Efficient Random Phase Approximation for Diradicals
Reza G. Shirazi, Vladimir V. Rybkin, Michael Marthaler, Dmitry S. Golubev
TL;DR
This work introduces a static direct random phase approximation (RPA) treatment to renormalize the parameters of a simple two-orbital model for diradicals, capturing the screening effect of doubly occupied and empty environment orbitals on the diradical pair. The authors derive analytical expressions for the singlet-triplet splitting $\Delta E_{ST}$ within a renormalized six-state two-orbital framework and define how RPA yields screened Coulomb integrals $\tilde{h}_{psqr}$ that feed into the model.

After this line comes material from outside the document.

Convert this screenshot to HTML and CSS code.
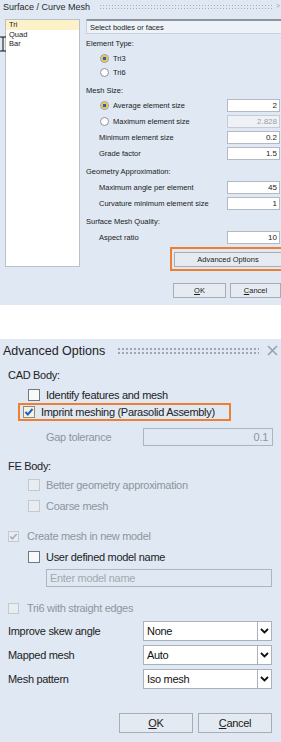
FILE: index.html
```html
<!DOCTYPE html>
<html lang="en">
<head>
    <meta charset="UTF-8">
    <meta name="viewport" content="width=device-width, initial-scale=1.0">
    <title>Surface / Curve Mesh</title>
    <link rel="stylesheet" href="styles.css">
</head>
<body>
    <!-- top dialog: surface / curve mesh -->
    <div class="mesh">
        <div class="mesh-title">
            <span>Surface / Curve Mesh</span>
            <span class="grip small"></span>
            <span class="more">&gt;</span>
        </div>
        <div class="mesh-body">
            <div class="list">
                <div class="item sel">Tri</div>
                <div class="item">Quad</div>
                <div class="item">Bar</div>
                <svg class="ibeam" width="6" height="16" viewBox="0 0 6 16">
                    <path d="M0 1h6M3 1v14M0 15h6" stroke="#111" stroke-width="1" fill="none"/>
                </svg>
            </div>
            <div class="opts">
                <div class="pick">Select bodies or faces</div>
                <div class="grp g1">Element Type:</div>
                <div class="rrow"><span class="radio on"></span>Tri3</div>
                <div class="rrow"><span class="radio"></span>Tri6</div>
                <div class="grp g2">Mesh Size:</div>
                <div class="frow"><span class="radio on"></span><span class="lbl">Average element size</span><span class="num">2</span></div>
                <div class="frow"><span class="radio"></span><span class="lbl">Maximum element size</span><span class="num off">2.828</span></div>
                <div class="frow plain"><span class="lbl">Minimum element size</span><span class="num">0.2</span></div>
                <div class="frow plain"><span class="lbl">Grade factor</span><span class="num">1.5</span></div>
                <div class="grp g3">Geometry Approximation:</div>
                <div class="frow plain"><span class="lbl">Maximum angle per element</span><span class="num">45</span></div>
                <div class="frow plain"><span class="lbl">Curvature minimum element size</span><span class="num">1</span></div>
                <div class="grp g3">Surface Mesh Quality:</div>
                <div class="frow plain"><span class="lbl">Aspect ratio</span><span class="num">10</span></div>
                <div class="adv-wrap">
                    <div class="hilite"><button class="btn adv">Advanced Options</button></div>
                </div>
                <div class="mesh-btns">
                    <button class="btn ok"><u>O</u>K</button>
                    <button class="btn cancel"><u>C</u>ancel</button>
                </div>
            </div>
        </div>
    </div>

    <!-- bottom dialog: advanced options -->
    <div class="adv-dlg">
        <div class="adv-title">
            <span>Advanced Options</span>
            <span class="grip"></span>
            <svg class="close" width="11" height="11" viewBox="0 0 11 11">
                <path d="M1 1l9 9M10 1l-9 9" stroke="#98a3af" stroke-width="1.6"/>
            </svg>
        </div>

        <div class="row head cad">CAD Body:</div>
        <div class="row ind r-ident"><span class="cb"></span>Identify features and mesh</div>
        <div class="row ind r-imprint">
            <div class="orange">
                <span class="cb checked">
                    <svg width="10" height="10" viewBox="0 0 10 10"><path d="M1.5 5l2.3 2.5L8.5 2" stroke="#1a62d6" stroke-width="2" fill="none"/></svg>
                </span>Imprint meshing (Parasolid Assembly)
            </div>
        </div>
        <div class="row ind-text dim r-gap">
            <span class="grow">Gap tolerance</span>
            <span class="field gapf">0.1</span>
        </div>

        <div class="row head fe">FE Body:</div>
        <div class="row ind dim"><span class="cb off"></span>Better geometry approximation</div>
        <div class="row ind dim r-coarse"><span class="cb off"></span>Coarse mesh</div>

        <div class="row dim r-create">
            <span class="cb off small">
                <svg width="9" height="9" viewBox="0 0 9 9"><path d="M1.3 4.5l2 2.2L7.7 2" stroke="#a8adb3" stroke-width="1.6" fill="none"/></svg>
            </span>Create mesh in new model
        </div>
        <div class="row ind r-user"><span class="cb"></span>User defined model name</div>
        <div class="row r-name"><span class="field namef">Enter model name</span></div>

        <div class="row dim r-tri6"><span class="cb off small"></span>Tri6 with straight edges</div>

        <div class="row r-sel s1">
            <span class="grow">Improve skew angle</span>
            <span class="combo"><span class="cval">None</span><span class="carrow"><svg width="9" height="6" viewBox="0 0 9 6"><path d="M1 1l3.5 3.5L8 1" stroke="#111" stroke-width="1.8" fill="none"/></svg></span></span>
        </div>
        <div class="row r-sel">
            <span class="grow">Mapped mesh</span>
            <span class="combo"><span class="cval">Auto</span><span class="carrow"><svg width="9" height="6" viewBox="0 0 9 6"><path d="M1 1l3.5 3.5L8 1" stroke="#111" stroke-width="1.8" fill="none"/></svg></span></span>
        </div>
        <div class="row r-sel">
            <span class="grow">Mesh pattern</span>
            <span class="combo"><span class="cval">Iso mesh</span><span class="carrow"><svg width="9" height="6" viewBox="0 0 9 6"><path d="M1 1l3.5 3.5L8 1" stroke="#111" stroke-width="1.8" fill="none"/></svg></span></span>
        </div>

        <div class="adv-btns">
            <button class="btn big"><u>O</u>K</button>
            <button class="btn big"><u>C</u>ancel</button>
        </div>
    </div>
</body>
</html>
```

FILE: styles.css
```css
body {
    margin: 0;
    width: 281px;
    background: #ffffff;
    font-family: 'Liberation Sans', Arial, sans-serif;
    color: #1b1b1b;
    overflow: hidden;
}

u {
    text-decoration: underline;
    text-underline-offset: 1px;
}

.btn {
    font-family: inherit;
    color: #1b1b1b;
    background: #e6ebf1;
    border: 1px solid #a9adb3;
    padding: 0;
    box-sizing: border-box;
    cursor: pointer;
}

.grip {
    flex: 1;
    height: 7px;
    background-image: radial-gradient(circle, #9ca5b0 0.9px, transparent 1.1px);
    background-size: 4px 4px;
}

.grip.small {
    height: 6px;
    background-size: 3px 3px;
    background-image: radial-gradient(circle, #a3acb7 0.6px, transparent 0.9px);
}

/* ---------- top dialog ---------- */

.mesh {
    height: 305px;
    background: #dfe8f3;
    font-size: 7.5px;
    overflow: hidden;
}

.mesh-title {
    height: 19px;
    display: flex;
    align-items: flex-start;
    padding-left: 3px;
    font-size: 9px;
    color: #2a2a2a;
    box-sizing: border-box;
    padding-top: 2px;
}

.mesh-title .grip {
    margin: 2px 3px 0 9px;
}

.mesh-title .more {
    color: #9aa4b0;
    font-size: 7px;
    margin-right: 1px;
}

.mesh-body {
    display: flex;
    padding-left: 5px;
    gap: 6px;
}

.list {
    position: relative;
    width: 75px;
    height: 248px;
    background: #ffffff;
    border: 1px solid #b9c1cb;
    box-sizing: border-box;
    flex-shrink: 0;
}

.item {
    height: 9.5px;
    line-height: 9.5px;
    padding-left: 3px;
}

.item.sel {
    background: #fdf2c7;
}

.ibeam {
    position: absolute;
    left: -6px;
    top: 16px;
}

.opts {
    flex: 1;
    padding-right: 1px;
}

.pick {
    height: 15px;
    line-height: 13px;
    margin-right: -3px;
    padding-left: 3px;
    background: #edf2f8;
    border: 1px solid #c8d0da;
    border-top: 2px solid #8e949b;
    box-sizing: border-box;
}

.grp {
    height: 14px;
    line-height: 14px;
}

.grp.g1 { margin-top: 3px; }
.grp.g2 { margin-top: 5px; height: 13px; line-height: 13px; }
.grp.g3 { margin-top: 4px; }

.rrow {
    height: 14px;
    display: flex;
    align-items: center;
    padding-left: 14px;
}

.radio {
    width: 9px;
    height: 9px;
    border-radius: 50%;
    border: 1px solid #8e949b;
    background: #ffffff;
    box-sizing: border-box;
    margin-right: 4px;
    flex-shrink: 0;
}

.radio.on {
    background: radial-gradient(circle, #1f63c6 0 1.6px, #f2c240 2px 3px, #ffffff 3.4px);
    border-color: #9a9486;
}

.frow {
    height: 16px;
    display: flex;
    align-items: center;
    padding-left: 14px;
}

.frow.plain {
    padding-left: 13px;
}

.frow .lbl {
    flex: 1;
}

.num {
    width: 53px;
    height: 13px;
    line-height: 11px;
    background: #ffffff;
    border: 1px solid #b3bac3;
    box-sizing: border-box;
    text-align: right;
    padding-right: 2px;
    font-size: 8px;
}

.num.off {
    background: #eef2f6;
    color: #9aa0a7;
    border-color: #c6ccd3;
}

.adv-wrap {
    margin-top: 2px;
    display: flex;
    justify-content: flex-end;
    margin-right: -4px;
}

.hilite {
    width: 114px;
    height: 24px;
    border: 2px solid #ef7f30;
    box-sizing: border-box;
    padding: 3px 0 0 2px;
}

.btn.adv {
    width: 108px;
    height: 15px;
    font-size: 7.5px;
}

.mesh-btns {
    margin-top: 12px;
    display: flex;
    justify-content: flex-end;
    gap: 4px;
    margin-right: -1px;
}

.btn.ok { width: 53px; height: 15px; font-size: 7.5px; }
.btn.cancel { width: 51px; height: 15px; font-size: 7.5px; }

/* ---------- advanced options dialog ---------- */

.adv-dlg {
    margin-top: 34px;
    height: 403px;
    background: #dfe8f3;
    font-size: 11px;
    letter-spacing: -0.3px;
    padding: 0 9px 0 8px;
    color: #222;
}

.adv-title {
    height: 23px;
    display: flex;
    align-items: center;
    margin-left: -5px;
    font-size: 12.5px;
    letter-spacing: 0;
    color: #222;
}

.adv-title .grip {
    margin: 0 8px 0 12px;
}

.close {
    margin-right: -6px;
}

.row {
    display: flex;
    align-items: center;
    height: 20px;
}

.row.ind {
    padding-left: 20px;
}

.row.ind-text {
    padding-left: 38px;
}

.dim {
    color: #8f959c;
}

.cad { margin-top: 3px; }
.r-ident { margin-top: 1px; height: 17px; }
.r-imprint { height: 18px; margin-left: -5px; padding-left: 20px; }
.r-gap { margin-top: 6px; }
.fe { margin-top: 10px; height: 18px; }
.r-coarse { margin-top: 1px; }
.r-create { margin-top: 10px; }
.r-user { margin-top: 1px; }
.r-name { margin-top: 2px; height: 18px; padding-left: 38px; }
.r-tri6 { margin-top: 11px; }
.r-sel { margin-top: 4px; }
.r-sel.s1 { margin-top: 3px; }

.orange {
    display: flex;
    align-items: center;
    width: 213px;
    height: 18px;
    border: 2px solid #ef7f30;
    box-sizing: border-box;
    padding-left: 3px;
    margin-left: -5px;
    color: #222;
}

.cb {
    width: 12px;
    height: 12px;
    border: 1px solid #737880;
    background: #f8f9fb;
    box-sizing: border-box;
    margin-right: 6px;
    flex-shrink: 0;
    display: flex;
    align-items: center;
    justify-content: center;
}

.cb.checked {
    background: #fbf2d2;
    border-color: #8b8a84;
}

.cb.off {
    border-color: #c3c9d0;
    background: #e9edf2;
}

.cb.small {
    width: 11px;
    height: 11px;
    margin-right: 8px;
}

.grow {
    flex: 1;
}

.field {
    height: 18px;
    line-height: 16px;
    border: 1px solid #aeb5be;
    box-sizing: border-box;
}

.gapf {
    width: 130px;
    text-align: right;
    padding-right: 4px;
    color: #8f959c;
    margin-right: -1px;
}

.namef {
    width: 226px;
    padding-left: 3px;
    color: #a2a8ae;
    margin-left: 0;
}

.combo {
    display: flex;
    height: 20px;
    width: 129px;
}

.cval {
    width: 115px;
    background: #ffffff;
    border: 1px solid #abb1b8;
    box-sizing: border-box;
    padding-left: 3px;
    line-height: 18px;
    color: #111;
}

.carrow {
    width: 14px;
    background: #ffffff;
    border: 1px solid #abb1b8;
    border-left: none;
    box-sizing: border-box;
    display: flex;
    align-items: center;
    justify-content: center;
}

.adv-btns {
    margin-top: 24px;
    display: flex;
    justify-content: flex-end;
    gap: 5px;
}

.btn.big {
    width: 74px;
    height: 20px;
    font-size: 11px;
    letter-spacing: -0.3px;
    background: #e4eaf1;
}
```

Benchmarking against high-level CASSCF/NEVPT2 results for ten molecules shows that the RPA-corrected model significantly improves predictions for diradicals with small gaps, with the triplet-density implementation performing best and reducing the average error to around a few kcal/mol after excluding outliers. The approach offers a cheap, physically transparent way to extend the two-orbital diradical model, with potential applicability to other strongly correlated systems such as double quantum dots.
Abstract
We apply the analytically solvable model of two electrons in two orbitals to diradical molecules, characterized by two unpaired electrons. The effect of the doubly occupied and empty orbitals is taken into account by means of random phase approximation (RPA). We show that in the static limit the direct RPA leads to the renormalization of the parameters of the two-orbital model. We test our model by comparing its predictions for the singlet-triplet splitting with the results from multi-reference CASSCF and NEVPT2 simulations for a set of ten molecules. We find that, for the whole set, the average relative difference between the singlet-triplet gaps predicted by the RPA-corrected two-orbital model and by NEVPT2 is about 40%. For the five molecules with the smallest singlet-triplet splitting the accuracy is better than 20%.